Das Familiengericht hält im Anschluss an die Kommentierung in Zöller/Philippi, ZPO, 21. Aufl., nach § 660 Rdz. 15, die Umrechnung des Vollstreckungstitels in Prozentsätze der Regelbeträge späterer Altersstufen für unzulässig, wenn der umzustellende Titel - wie hier - keine nach Altersstufen gestaffelte Unterhaltsrente ausweist.

7

Dem schließt sich der Senat nicht an.

8

Dem Familiengericht ist zuzugeben, dass nach dem bei Vergleichsschluss geltenden Recht eine Erhöhung des Kindesunterhalts nur durch Abänderungsklage des Kindes eintreten konnte, und bei gleichzeitiger Festsetzung des Unterhalts nach späteren Altersgruppen der Düsseldorfer Tabelle im Rahmen des vereinfachten Abänderungsverfahrens nunmehr der Unterhaltspflichtige die Abänderung des Titels verfolgen muss, wenn er nach den maßgeblichen Verhältnissen nicht mehr in der Lage ist, den sich daraus ergebenden höheren Kindesunterhalt zu leisten.

9

Dennoch ist es nach Auffassung des Senats gerechtfertigt, auch die zusätzliche Dynamisierung, die durch die nächsthöhere Altersstufe erreicht wird, im Verfahren zur Abänderung von "Alttiteln" nach Art. 5 § 3 KindUG zu erreichen.

10

Für diese weite Sicht spricht zunächst der Wortlaut der Übergangsvorschrift des Art. 5 § 3 Abs. 1 Satz 1 KindUG, wonach "Alttitel" dahin abgeändert werden können, dass die Unterhaltsrente in ..."Regelbeträge der einzelnen Altersstufen" festgesetzt wird.

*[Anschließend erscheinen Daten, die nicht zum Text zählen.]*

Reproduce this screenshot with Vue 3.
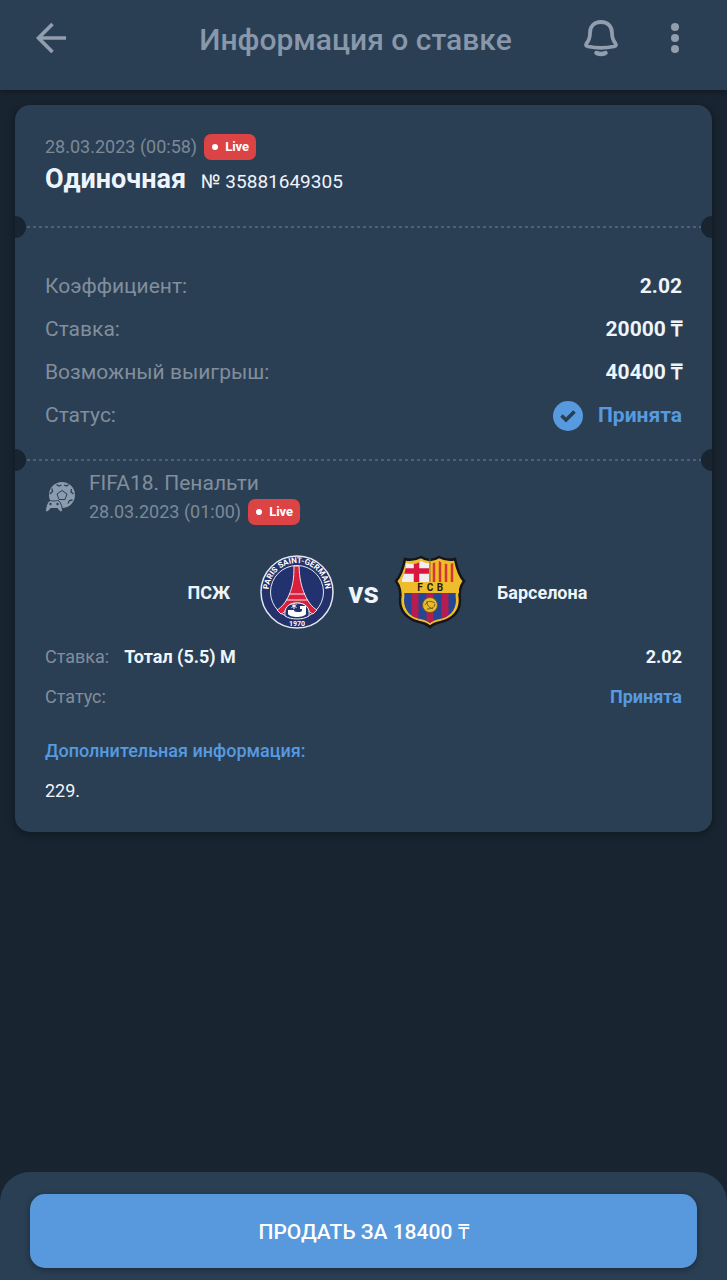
<template>
  <div class="bet-page">
    <header class="bet-header">
      <button type="button" class="icon-button" aria-label="Назад">
        <svg width="44" height="44" viewBox="0 0 44 44" fill="none" stroke="currentColor" stroke-width="3.600">
          <path d="M36 22H10M22.500 8L8.500 22l14 14" />
        </svg>
      </button>
      <h1 class="bet-header__title">Информация о ставке</h1>
      <div class="bet-header__actions">
        <button type="button" class="icon-button" aria-label="Уведомления">
          <svg width="44" height="44" viewBox="0 0 44 44" fill="none" stroke="currentColor" stroke-width="3.800" stroke-linecap="round" stroke-linejoin="round">
            <path d="M22 6C15 6 11 10.500 11 17c0 5-.5 7-3.500 10.500C6.500 29 7 30 9 30.500c8 1.700 18 1.700 26 0 2-.5 2.500-1.500 1.500-3C33.500 24 33 22 33 17c0-6.500-4-11-11-11z" />
            <path d="M17.500 37c3 1.300 6 1.300 9 0" stroke-width="4.500" />
          </svg>
        </button>
        <button type="button" class="icon-button" aria-label="Меню">
          <svg width="44" height="44" viewBox="0 0 44 44" fill="currentColor">
            <circle cx="22" cy="11" r="4" />
            <circle cx="22" cy="22" r="4" />
            <circle cx="22" cy="33" r="4" />
          </svg>
        </button>
      </div>
    </header>

    <main class="ticket">
      <section class="ticket__head">
        <div class="stamp">
          <time>28.03.2023 (00:58)</time>
          <span class="live">Live</span>
        </div>
        <div class="ticket__name">
          <h2>Одиночная</h2>
          <span>№ 35881649305</span>
        </div>
      </section>

      <div class="tear"></div>

      <dl class="summary">
        <div v-for="row in summary" :key="row.label" class="summary__row">
          <dt>{{ row.label }}</dt>
          <dd :class="{ 'is-accepted': row.accepted }">
            <svg v-if="row.accepted" width="30" height="30" viewBox="0 0 30 30" aria-hidden="true">
              <circle cx="15" cy="15" r="15" fill="#579ae0" />
              <path d="M8.500 14.500l4.500 4.500 8.500-8.500" fill="none" stroke="#2a3f54" stroke-width="3.600" />
            </svg>
            {{ row.value }}
          </dd>
        </div>
      </dl>

      <div class="tear"></div>

      <section class="event">
        <div class="event__head">
          <svg width="30" height="32" viewBox="0 0 30 32" aria-hidden="true">
            <circle cx="17" cy="14" r="13" fill="#8b9caf" />
            <g fill="none" stroke="#2a3f54" stroke-width="1">
              <path d="M17 9.500l5 3.500-2 5.500h-6L12 13z" />
              <path d="M11.500 3.500l2.500 1.500 2.500-1M19 4l2.500 1 2-1.500M26.500 8l-.5 3 2.500 2M27.500 19l-3 .5-1.500 3M7 7.500l.5 3-2.500 2.500" stroke-width="1.300" />
            </g>
            <path d="M4 20c2-1 3 0 5 0s3-1 5 0c2 1.500 3.500 7 3.500 10-1.500 2-3.500 0-5-2.500H5.500C4 30 2 32 .5 30 .5 27 2 21.500 4 20z" fill="#8b9caf" stroke="#2a3f54" stroke-width="1" />
            <circle cx="5.500" cy="23" r="1.200" fill="#2a3f54" />
            <circle cx="12.500" cy="23" r="1.200" fill="#2a3f54" />
          </svg>
          <div>
            <div class="event__league">FIFA18. Пенальти</div>
            <div class="stamp">
              <time>28.03.2023 (01:00)</time>
              <span class="live">Live</span>
            </div>
          </div>
        </div>

        <div class="teams">
          <span class="teams__home">ПСЖ</span>
          <svg width="74" height="74" viewBox="0 0 74 74" aria-hidden="true">
            <defs>
              <path id="psg-arc" d="M9.500 44A28.500 28.500 0 1 1 64.500 44" />
            </defs>
            <circle cx="37" cy="37" r="36" fill="#24316b" stroke="#e4e9f2" stroke-width="1.500" />
            <circle cx="37" cy="37" r="26.500" fill="#21326f" stroke="#e4e9f2" stroke-width="1" />
            <path d="M34 11h5c.5 12 2 20 6 29 3 7 7 12 12 15l-4 4c-3-1-4-3-5-5-2-4-5-6-11-6s-9 2-11 6c-1 2-2 4-5 5l-4-4c5-3 9-8 12-15 4-9 5-17 5-29z" fill="#da1f3d" stroke="#f1dfe6" stroke-width="1" />
            <path d="M29 39h16M26 45h22" stroke="#eee" stroke-width="1" />
            <path d="M25 61c-1-8 3-13 12-13s13 5 12 13c-6 4-18 4-24 0z" fill="#21326f" stroke="#eee" stroke-width="1" />
            <path d="M28 55h6c0 2 2 2 5 2 3 0 3-1 3-3h-2v-3h6v8c-2 4-16 4-18 0z" fill="#fff" />
            <path d="M34 48v6M31.500 49.500l5 3M36.500 49.500l-5 3" stroke="#fff" stroke-width="1" />
            <text class="crest-text" fill="#fff" font-size="8">
              <textPath href="#psg-arc" startOffset="50%" text-anchor="middle">PARIS SAINT-GERMAIN</textPath>
            </text>
            <text class="crest-text" x="37" y="71" fill="#fff" font-size="7" text-anchor="middle">1970</text>
          </svg>
          <span class="teams__vs">vs</span>
          <svg width="74" height="74" viewBox="0 0 74 74" aria-hidden="true">
            <defs>
              <clipPath id="fcb-inner">
                <path d="M13 8c7 2 11 1 15-2 6 3 12 3 18 0 4 3 8 4 15 2 0 7 2 12 5 18-3 8-4 12-3 19 0 11-7 17-16 19-5 1-8 2-10 4-2-2-5-3-10-4-9-2-16-8-16-19 1-7 0-11-3-19 3-6 5-11 5-18z" />
              </clipPath>
            </defs>
            <path d="M12 4c6 2 10 1 16-2 6 4 12 4 18 0 6 3 10 4 16 2 2 10 4 17 9 22-5 7-5 13-4 19 0 13-8 19-19 22-5 1-8 2-11 5-3-3-6-4-11-5-11-3-19-9-19-22 1-6 1-12-4-19 5-5 7-12 9-22z" fill="#efbd2b" stroke="#15151a" stroke-width="2.500" />
            <g clip-path="url(#fcb-inner)">
              <path d="M9 5h27v22H9z" fill="#f1edf0" />
              <path d="M23.500 5v22M8 16h28" stroke="#d8193d" stroke-width="5.500" />
              <path d="M41 5v22M47 5v22M53 5v22M59 5v22" stroke="#d23731" stroke-width="2.500" />
              <path d="M5 37h64v34H5z" fill="#244695" />
              <path d="M22 37v34M37 37v34M52 37v34" stroke="#b51c50" stroke-width="7" />
            </g>
            <path d="M37 4v23" stroke="#8b701d" stroke-width="1" />
            <path d="M8 27h58v11H9z" fill="#efbd2b" />
            <circle cx="37" cy="50" r="7.500" fill="#e9bb30" stroke="#755716" stroke-width="1" />
            <path d="M32 50c3-5 6-4 10-2M34 54c6 0 7-2 8-5M34 46c0 4 1 6 6 8" fill="none" stroke="#755716" stroke-width="1" />
            <text class="crest-text" y="36" font-size="10" fill="#201b16" text-anchor="middle">
              <tspan x="27">F</tspan><tspan x="37">C</tspan><tspan x="47">B</tspan>
            </text>
          </svg>
          <span class="teams__away">Барселона</span>
        </div>

        <div class="event__row">
          <span>Ставка:</span>
          <strong>Тотал (5.5) М</strong>
          <strong class="event__value">2.02</strong>
        </div>
        <div class="event__row">
          <span>Статус:</span>
          <strong class="event__value is-accepted">Принята</strong>
        </div>

        <h3 class="event__more">Дополнительная информация:</h3>
        <p class="event__note">229.</p>
      </section>
    </main>

    <footer class="sell-bar">
      <button type="button" class="sell-bar__button">ПРОДАТЬ ЗА 18400 ₸</button>
    </footer>
  </div>
</template>

<script setup>
const summary = [
  { label: 'Коэффициент:', value: '2.02' },
  { label: 'Ставка:', value: '20000 ₸' },
  { label: 'Возможный выигрыш:', value: '40400 ₸' },
  { label: 'Статус:', value: 'Принята', accepted: true },
]
</script>

<style>
body {
  margin: 0;
  background: #182430;
}
</style>

<style scoped>
.bet-page {
  display: flex;
  flex-direction: column;
  min-height: 100vh;
  color: #eef4fb;
  font-family: Roboto, "Liberation Sans", sans-serif;
  background: #182430;
}

h1, h2, h3, p, dl, dd { margin: 0; }

button {
  padding: 0;
  border: 0;
  font-family: inherit;
  cursor: pointer;
}

svg { display: block; flex: none; }

.bet-header {
  display: grid;
  grid-template-columns: 1fr auto 1fr;
  align-items: center;
  box-sizing: border-box;
  height: 90px;
  padding: 0 30px 14px;
  background: #2a3f54;
  box-shadow: 0 2px 6px rgba(0, 0, 0, 0.3);
  color: #8997aa;
}

.bet-header__title {
  padding: 4px 16px 0 0;
  font-size: 30px;
  font-weight: 500;
  line-height: 36px;
}

.bet-header__actions {
  display: flex;
  justify-content: flex-end;
  gap: 30px;
}

.icon-button {
  justify-self: start;
  background: transparent;
  color: #929dad;
}

.ticket {
  margin: 15px 15px 30px;
  border-radius: 15px;
  background: #2a3f54;
  box-shadow: 0 2px 8px rgba(0, 0, 0, 0.35);
}

.ticket__head { padding: 28px 30px 26px; }

.stamp {
  display: flex;
  align-items: center;
  gap: 7px;
  color: #7c8998;
  font-size: 18px;
  line-height: 28px;
}

.live {
  display: inline-flex;
  align-items: center;
  gap: 7px;
  height: 26px;
  padding: 0 7px 0 8px;
  border-radius: 7px;
  background: #db4345;
  color: #fff;
  font-size: 13px;
  font-weight: 700;
}

.live::before {
  width: 6px;
  height: 6px;
  border-radius: 50%;
  background: #fff;
  content: "";
}

.ticket__name {
  display: flex;
  align-items: baseline;
  gap: 15px;
  font-size: 19px;
  line-height: 36px;
}

.ticket__name h2 {
  font-size: 27px;
  font-weight: 700;
}

.tear {
  display: flex;
  align-items: center;
  justify-content: space-between;
  height: 2px;
  background: repeating-linear-gradient(90deg, #4d6075 0 3px, transparent 3px 6px);
}

.tear::before,
.tear::after {
  width: 11px;
  height: 22px;
  border-radius: 0 11px 11px 0;
  background: #182430;
  content: "";
}

.tear::after { border-radius: 11px 0 0 11px; }

.summary {
  padding: 37px 30px 22px;
  font-size: 21px;
  line-height: 43px;
}

.summary__row {
  display: flex;
  justify-content: space-between;
}

.summary__row dt { color: #828e9c; }

.summary__row dd {
  display: flex;
  align-items: center;
  gap: 15px;
  font-weight: 700;
}

.summary__row .is-accepted { color: #579ae0; }

.event { padding: 7px 30px 21px; }

.event__head {
  display: flex;
  align-items: center;
  gap: 14px;
}

.event__league {
  color: #828e9c;
  font-size: 21px;
  line-height: 30px;
}

.teams {
  display: grid;
  grid-template-columns: 1fr 74px 31px 74px 1fr;
  align-items: center;
  column-gap: 14px;
  padding: 29px 0 8px;
  font-size: 18px;
  font-weight: 700;
}

.teams__home {
  padding-right: 16px;
  text-align: right;
}

.teams__away { padding-left: 16px; }

.teams__vs {
  font-size: 30px;
  text-align: center;
}

.crest-text { font-weight: 700; }

.event__row {
  display: flex;
  gap: 15px;
  color: #828e9c;
  font-size: 18px;
  line-height: 40px;
}

.event__row strong { color: #eef4fb; }

.event__row .event__value { margin-left: auto; }

.event__row .is-accepted { color: #579ae0; }

.event__more {
  margin-top: 14px;
  color: #579ae0;
  font-size: 18px;
  font-weight: 500;
  line-height: 40px;
}

.event__note {
  font-size: 18px;
  line-height: 40px;
}

.sell-bar {
  position: sticky;
  bottom: 0;
  margin-top: auto;
  padding: 22px 30px 12px;
  border-radius: 30px 30px 0 0;
  background: #2a3f54;
}

.sell-bar__button {
  width: 100%;
  height: 74px;
  border-radius: 15px;
  background: #5799dc;
  box-shadow: 0 2px 6px rgba(0, 0, 0, 0.35);
  color: #fff;
  font-size: 21px;
  font-weight: 500;
}
</style>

Eine Begrenzung auf die bei Einreichung des Änderungsantrages erreichte Altersstufe des Kindes trägt dieser Wortlaut nicht.

11

Darüber hinaus erklärt Artikel 5 § 3 Abs. 1 Satz 2 KindUG die Vorschrift des § 1612a BGB für entsprechend anwendbar, die im Absatz 3 gerade die zusätzliche Dynamisierung nach den Altersstufen der Regelbetragsverordnung festschreibt. Schließlich verfolgen die Übergangsvorschriften des Kindesunterhaltsgesetzes den Zweck, dass die Dynamisierungsvorteile des seit 1. Juli 1998 in Kraft getretenen vereinfachten Verfahrens über den Unterhalt Minderjähriger für alle Unterhaltstitel genutzt werden können, und erlaubt Art. 5 § 3 KindUG deshalb eine weitgehende Gleichstellung des Umschreibungsverfahrens mit dem vereinfachten Verfahren. Deshalb widerspricht es nach Auffassung des Senats der Zielrichtung des Gesetzgebers, wenn bei jeder Änderung der Altersstufe nur deshalb der Unterhaltstitel geändert werden müsste, weil im Titel die Staffelung des Unterhalts nach Altersstufen unterblieben ist (vgl. auch OLG Stuttgart DAVorm 1999, S. 151; OLG Dresden DAVorm 2001 S. 50).

12

Durch die gleichzeitige Dynamisierung nach Altersstufen wird der Unterhaltspflichtige nicht unzumutbar belastet. Auch unter Geltung des früheren Rechts, nach dem die Einordnung in eine höhere Altersstufe grundsätzlich der Erhebung der Abänderungsklage bedurfte, haben die Parteien die betreffenden Unterhaltstitel häufiger bereits im gütlichen Wege ohne Einschaltung der Gerichte der nächsthöheren Altersstufe angepasst und den höheren Unterhalt etwa durch Jugendamtsurkunde oder notarielle Verpflichtungserklärung titulieren lassen. Im übrigen hat der Unterhaltspflichtige in jedem Fall seine Leistungsunfähigkeit darzulegen und ggfs. zu beweisen, gleichgültig ob er oder der Unterhaltsberechtigte bei Änderung der maßgeblichen Verhältnisse mit der Erhebung der Abänderungsklage belastet ist.

13

Hiernach war der Kindesunterhalt entsprechend dem Beschlusstenor auch für die Altersstufe 3 der Regelbetragsverordnung festzusetzen.

14

Die Kostenentscheidung beruht auf § 91 Abs. 1 ZPO i.V.m. Art. 5 § 4 KindUG. Der Beschwerdewert folgt aus §§ 17, 14 GKG.